The goal of the proposed project is to examine molecular mechanisms that regulate long-range neuroblast
migration and then dispersal within existing circuitry of the perinatal and postnatal forebrain. In human infants,
V-SVZ neurogenesis supplies neuroblasts to two long-range pathways, the rostral migratory stream (RMS) to
the olfactory bulb and the medial migratory stream (MMS) to the ventromedial prefrontal cortex (VMPC). The
MMS is unique to humans, but the RMS is found in most mammals. Studies of the mouse RMS reveal compact
‘chains’ of migratory neuroblasts surrounded by a dense meshwork of astrocytes. However, it is not clear which
signaling mechanisms establish and maintain controlled, large-scale and long-range tangential migration or the
distribution of new neurons to their target integration site. Eph-ephrin signaling is a common mechanism used in
development to coordinate axon guidance, cell migration, boundary discrimination and cell segregation through
adhesive and repulsive cell-cell interactions. During mouse postnatal development, RMS neuroblasts, which are
regionally specified with prescribed interneuron subclass fate, display differential Eph/ephrin expression profiles.

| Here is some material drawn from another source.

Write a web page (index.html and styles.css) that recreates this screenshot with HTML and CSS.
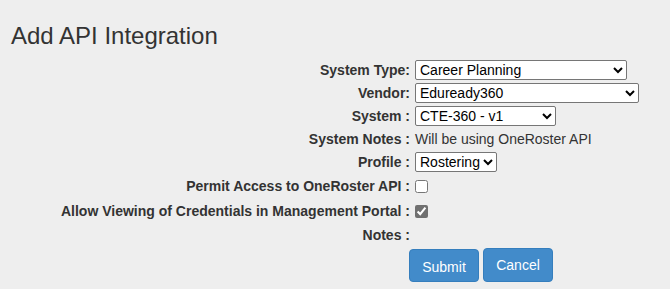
FILE: index.html
```html
<!DOCTYPE html>
<html>
<head>
    <title>Add API Integration</title>
    <link rel="stylesheet" href="styles.css">
</head>
<body>
    <h1 class="page-title">Add API Integration</h1>

    <form class="integration-form">
        <label class="field-label" for="systemType">System Type:</label>
        <div class="field">
            <select id="systemType" class="select-type">
                <option>Career Planning</option>
            </select>
        </div>

        <label class="field-label" for="vendor">Vendor:</label>
        <div class="field">
            <select id="vendor" class="select-vendor">
                <option>Eduready360</option>
            </select>
        </div>

        <label class="field-label" for="system">System :</label>
        <div class="field">
            <select id="system" class="select-system">
                <option>CTE-360 - v1</option>
            </select>
        </div>

        <div class="field-label">System Notes :</div>
        <div class="field field-text">Will be using OneRoster API</div>

        <label class="field-label" for="profile">Profile :</label>
        <div class="field">
            <select id="profile" class="select-profile">
                <option>Rostering</option>
            </select>
        </div>

        <label class="field-label" for="permitAccess">Permit Access to OneRoster API :</label>
        <div class="field">
            <input type="checkbox" id="permitAccess">
        </div>

        <label class="field-label" for="allowViewing">Allow Viewing of Credentials in Management Portal :</label>
        <div class="field">
            <input type="checkbox" id="allowViewing" class="locked-check" checked onclick="return false;">
        </div>

        <div class="field-label">Notes :</div>
        <div class="field"></div>

        <div></div>
        <div class="actions">
            <button type="submit" class="btn btn-submit">Submit</button>
            <button type="button" class="btn">Cancel</button>
        </div>
    </form>
</body>
</html>
```

FILE: styles.css
```css
* {
    margin: 0;
    padding: 0;
    box-sizing: border-box;
}

body {
    background-color: #eeeeee;
    font-family: "Liberation Sans", Arial, sans-serif;
    color: #333333;
    width: 670px;
    height: 289px;
    overflow: hidden;
}

.page-title {
    font-size: 24px;
    font-weight: normal;
    line-height: 26px;
    padding: 23px 0 0 11px;
    height: 60px;
}

.integration-form {
    display: grid;
    grid-template-columns: 410px auto;
    grid-template-rows: 20px 20px 20px 20px 20px 22px 22px 20px auto;
    row-gap: 3px;
    column-gap: 5px;
}

.field-label {
    font-size: 14px;
    font-weight: bold;
    text-align: right;
    display: flex;
    align-items: center;
    justify-content: flex-end;
}

.field {
    display: flex;
    align-items: center;
}

.field-text {
    font-size: 14px;
}

select {
    height: 20px;
    font-family: "Liberation Sans", Arial, sans-serif;
    font-size: 14px;
    color: #000000;
    background-color: #ffffff;
    border: 1px solid #767676;
    border-radius: 2px;
}

.select-type { width: 212px; }
.select-vendor { width: 224px; }
.select-system { width: 141px; }
.select-profile { width: 82px; }

input[type="checkbox"] {
    width: 13px;
    height: 13px;
    margin: 0;
}

.locked-check {
    accent-color: #707070;
    cursor: default;
}

.actions {
    display: flex;
    gap: 4px;
    margin-left: -6px;
}

.btn {
    width: 70px;
    height: 34px;
    background-color: #428bca;
    border: 1px solid #357ebd;
    border-radius: 4px;
    color: #ffffff;
    font-family: "Liberation Sans", Arial, sans-serif;
    font-size: 14px;
    cursor: pointer;
}

.btn-submit {
    height: 33px;
    margin-top: 1px;
    padding-top: 3px;
}
```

Absence of the most promiscuous of the Eph receptors, EphA4, results in severe disorganization of RMS
neuroblasts/astrocytes and aberrant neuroblast migration, with significantly fewer neuroblasts reaching the
periglomerular layer of the olfactory bulb. The heterogeneous expression of cell surface Ephs/ephrins by
neuroblasts is reminiscent of heterogeneous Eph/ephrin expression profiles that support topographical mapping
of retinotectal/thalamocortical axons.
The proposed experiments are designed to determine if Eph-ephrin networks are pre-determined in progenitor
subpopulations, contribute to the saltatory migration of neuroblasts and ultimately provide required cues for
topographical mapping within forebrain regions. In Aim 1, extensive single cell transcriptomic and proteomic
analyses will be used to identify progenitor subtypes and model higher order cell-cell interactions in the mouse
RMS. In Aim 2, single cell transcriptome and proteome analysis of Eph and ephrin expression will be used to
identify subpopulation distribution in the OB. In Aim 3, tissue clearing and immunolabeling techniques, together
with MR data, will allow 3D modeling of the human perinatal MMS and RMS, including cell-specific expression
of Ephs and ephrins (and activated forms). The R21 exploratory mechanism is used to initiate studies on long-
range neural progenitor migration pathways that persist after birth; the dysfunction of which may be linked to
neurodevelopmental disorders.